• **Given exercise**: Only a number is wanted. Count the lines holding the string "source".

• **Extracted data**:
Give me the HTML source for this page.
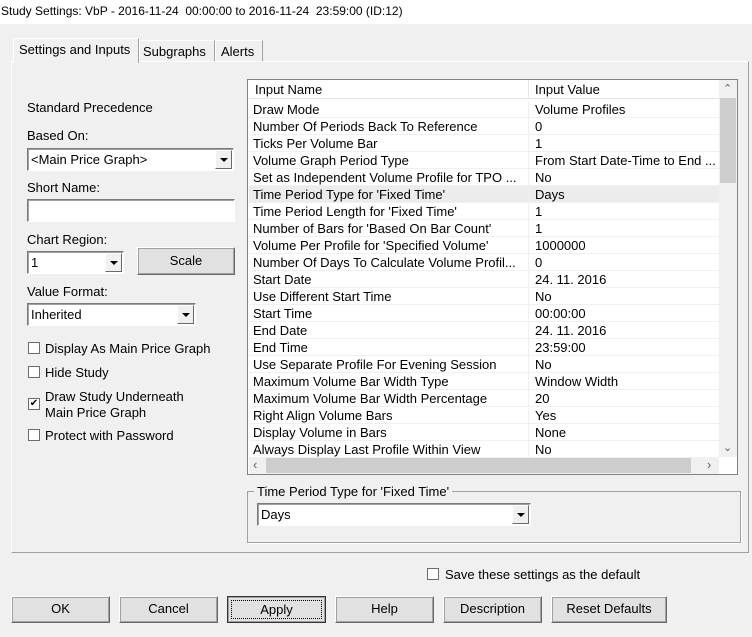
<!DOCTYPE html>
<html><head><style>
*{box-sizing:border-box;margin:0;padding:0}
body{width:752px;height:637px;background:#f0f0f0;font-family:"Liberation Sans",sans-serif;font-size:13px;color:#000;position:relative;overflow:hidden}
.a{position:absolute;white-space:nowrap}
.combo{position:absolute;background:#fff;border:1px solid #7a7a7a;border-right-color:#fff;border-bottom-color:#fff;box-shadow:inset 1px 1px 0 #a0a0a0}
.combo span{position:absolute;left:3px;top:3px}
.dd{position:absolute;right:1px;top:1px;bottom:1px;width:17px;background:#f0f0f0;border:1px solid #fff;border-right-color:#696969;border-bottom-color:#696969}
.dd:after{content:"";position:absolute;left:4px;top:7px;border-left:4px solid transparent;border-right:4px solid transparent;border-top:4px solid #000}
.btn{position:absolute;background:#e1e1e1;border:1px solid #fff;border-right-color:#696969;border-bottom-color:#696969;box-shadow:1px 1px 0 #a0a0a0 inset,-1px -1px 0 #a0a0a0 inset;text-align:center;line-height:24px}
.cb{position:absolute;width:12px;height:12px;background:#fff;border:1px solid #6d6d6d}
.row{position:absolute;left:249px;width:470px;height:17px;border-bottom:1px solid #f0f0f0;background:#fff}
.row span{position:absolute;top:1px}
</style></head><body>
<div class="a" style="left:0;top:0;width:752px;height:24px;background:#fff"></div>
<div class="a" style="left:1px;top:4px;font-size:12px">Study Settings: VbP - 2016-11-24&nbsp; 00:00:00 to 2016-11-24&nbsp; 23:59:00 (ID:12)</div>
<div class="a" style="left:11px;top:61px;width:738px;height:492px;border:1px solid #fff;border-right-color:#a0a0a0;border-bottom-color:#a0a0a0"></div>
<div class="a" style="left:13px;top:38px;width:126px;height:25px;background:#f0f0f0;border:1px solid #fff;border-bottom:none;border-right-color:#a0a0a0"></div>
<div class="a" style="left:19px;top:42px">Settings and Inputs</div>
<div class="a" style="left:139px;top:40px;width:76px;height:21px;border:1px solid #fff;border-bottom:none;border-right-color:#a0a0a0"></div>
<div class="a" style="left:143px;top:44px">Subgraphs</div>
<div class="a" style="left:215px;top:40px;width:48px;height:21px;border:1px solid #fff;border-bottom:none;border-right-color:#a0a0a0"></div>
<div class="a" style="left:221px;top:44px">Alerts</div>
<div class="a" style="left:27px;top:100px">Standard Precedence</div>
<div class="a" style="left:27px;top:128px">Based On:</div>
<div class="combo" style="left:27px;top:148px;width:207px;height:23px"><span>&lt;Main Price Graph&gt;</span><div class="dd"></div></div>
<div class="a" style="left:27px;top:180px">Short Name:</div>
<div class="combo" style="left:27px;top:199px;width:208px;height:23px"></div>
<div class="a" style="left:27px;top:232px">Chart Region:</div>
<div class="combo" style="left:27px;top:251px;width:97px;height:23px"><span>1</span><div class="dd"></div></div>
<div class="btn" style="left:137px;top:247px;width:98px;height:28px;line-height:26px">Scale</div>
<div class="a" style="left:27px;top:284px">Value Format:</div>
<div class="combo" style="left:27px;top:303px;width:169px;height:23px"><span>Inherited</span><div class="dd"></div></div>
<div class="cb" style="left:28px;top:342px"></div><div class="a" style="left:45px;top:341px">Display As Main Price Graph</div>
<div class="cb" style="left:28px;top:366px"></div><div class="a" style="left:45px;top:365px">Hide Study</div>
<div class="cb" style="left:28px;top:398px;font-size:10px;line-height:9px;text-align:center">✔</div><div class="a" style="left:45px;top:389px;line-height:16px">Draw Study Underneath<br>Main Price Graph</div>
<div class="cb" style="left:28px;top:429px"></div><div class="a" style="left:45px;top:428px">Protect with Password</div>
<div class="a" style="left:247px;top:79px;width:491px;height:396px;border:1px solid #828282;background:#fff"></div>
<div class="a" style="left:249px;top:80px;width:470px;height:19px;background:#fff;border-bottom:1px solid #e5e5e5"></div>
<div class="a" style="left:528px;top:80px;width:1px;height:19px;background:#e5e5e5"></div>
<div class="a" style="left:255px;top:82px">Input Name</div>
<div class="a" style="left:535px;top:82px">Input Value</div>
<div id="rows"></div>
<div class="a" style="left:719px;top:80px;width:18px;height:377px;background:#f0f0f0"></div>
<div class="a" style="left:720px;top:98px;width:16px;height:85px;background:#cdcdcd"></div>
<div class="a" style="left:723px;top:82px;font-size:11px;color:#606060">&#8963;</div>
<div class="a" style="left:723px;top:441px;font-size:11px;color:#606060">&#8964;</div>
<div class="a" style="left:249px;top:457px;width:470px;height:17px;background:#f0f0f0"></div>
<div class="a" style="left:266px;top:458px;width:425px;height:15px;background:#cdcdcd"></div>
<div class="a" style="left:253px;top:457px;font-size:13px;color:#606060">&lsaquo;</div>
<div class="a" style="left:707px;top:457px;font-size:13px;color:#606060">&rsaquo;</div>
<div class="a" style="left:247px;top:491px;width:494px;height:52px;border:1px solid #a0a0a0;box-shadow:1px 1px 0 #fff"></div>
<div class="a" style="left:254px;top:484px;background:#f0f0f0;padding:0 3px 0 3px">Time Period Type for 'Fixed Time'</div>
<div class="combo" style="left:257px;top:503px;width:274px;height:23px"><span>Days</span><div class="dd"></div></div>
<div class="cb" style="left:427px;top:568px"></div><div class="a" style="left:445px;top:567px">Save these settings as the default</div>
<div class="btn" style="left:11px;top:596px;width:99px;height:27px">OK</div>
<div class="btn" style="left:119px;top:596px;width:99px;height:27px">Cancel</div>
<div class="btn" style="left:227px;top:596px;width:99px;height:27px;border:1px solid #333"><div style="position:absolute;left:3px;top:3px;right:3px;bottom:3px;border:1px dotted #000;line-height:18px">Apply</div></div>
<div class="btn" style="left:335px;top:596px;width:99px;height:27px">Help</div>
<div class="btn" style="left:443px;top:596px;width:99px;height:27px">Description</div>
<div class="btn" style="left:551px;top:596px;width:116px;height:27px">Reset Defaults</div>
<script>
var d=[["Draw Mode","Volume Profiles"],["Number Of Periods Back To Reference","0"],["Ticks Per Volume Bar","1"],["Volume Graph Period Type","From Start Date-Time to End ..."],["Set as Independent Volume Profile for TPO ...","No"],["Time Period Type for 'Fixed Time'","Days"],["Time Period Length for 'Fixed Time'","1"],["Number of Bars for 'Based On Bar Count'","1"],["Volume Per Profile for 'Specified Volume'","1000000"],["Number Of Days To Calculate Volume Profil...","0"],["Start Date","24. 11. 2016"],["Use Different Start Time","No"],["Start Time","00:00:00"],["End Date","24. 11. 2016"],["End Time","23:59:00"],["Use Separate Profile For Evening Session","No"],["Maximum Volume Bar Width Type","Window Width"],["Maximum Volume Bar Width Percentage","20"],["Right Align Volume Bars","Yes"],["Display Volume in Bars","None"],["Always Display Last Profile Within View","No"]];
var h="";d.forEach(function(r,i){var t=101+17*i;h+='<div class="row" style="top:'+t+'px;'+(i==5?'background:#ececec':'')+'"><span style="left:4px">'+r[0]+'</span><span style="left:286px">'+r[1]+'</span><div style="position:absolute;left:279px;top:0;width:1px;height:17px;background:#f0f0f0"></div></div>';});
document.getElementById("rows").innerHTML=h;
</script>
</body></html>
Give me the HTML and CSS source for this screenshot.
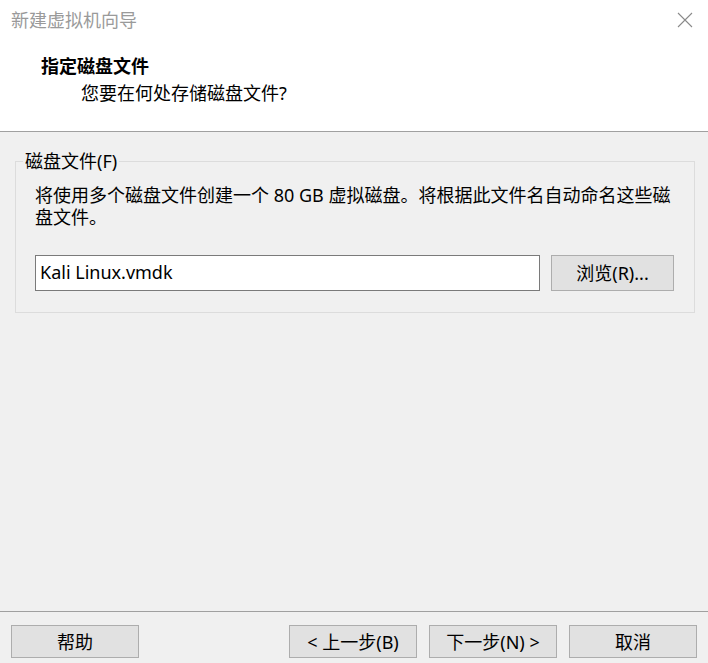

• **Full output**: 2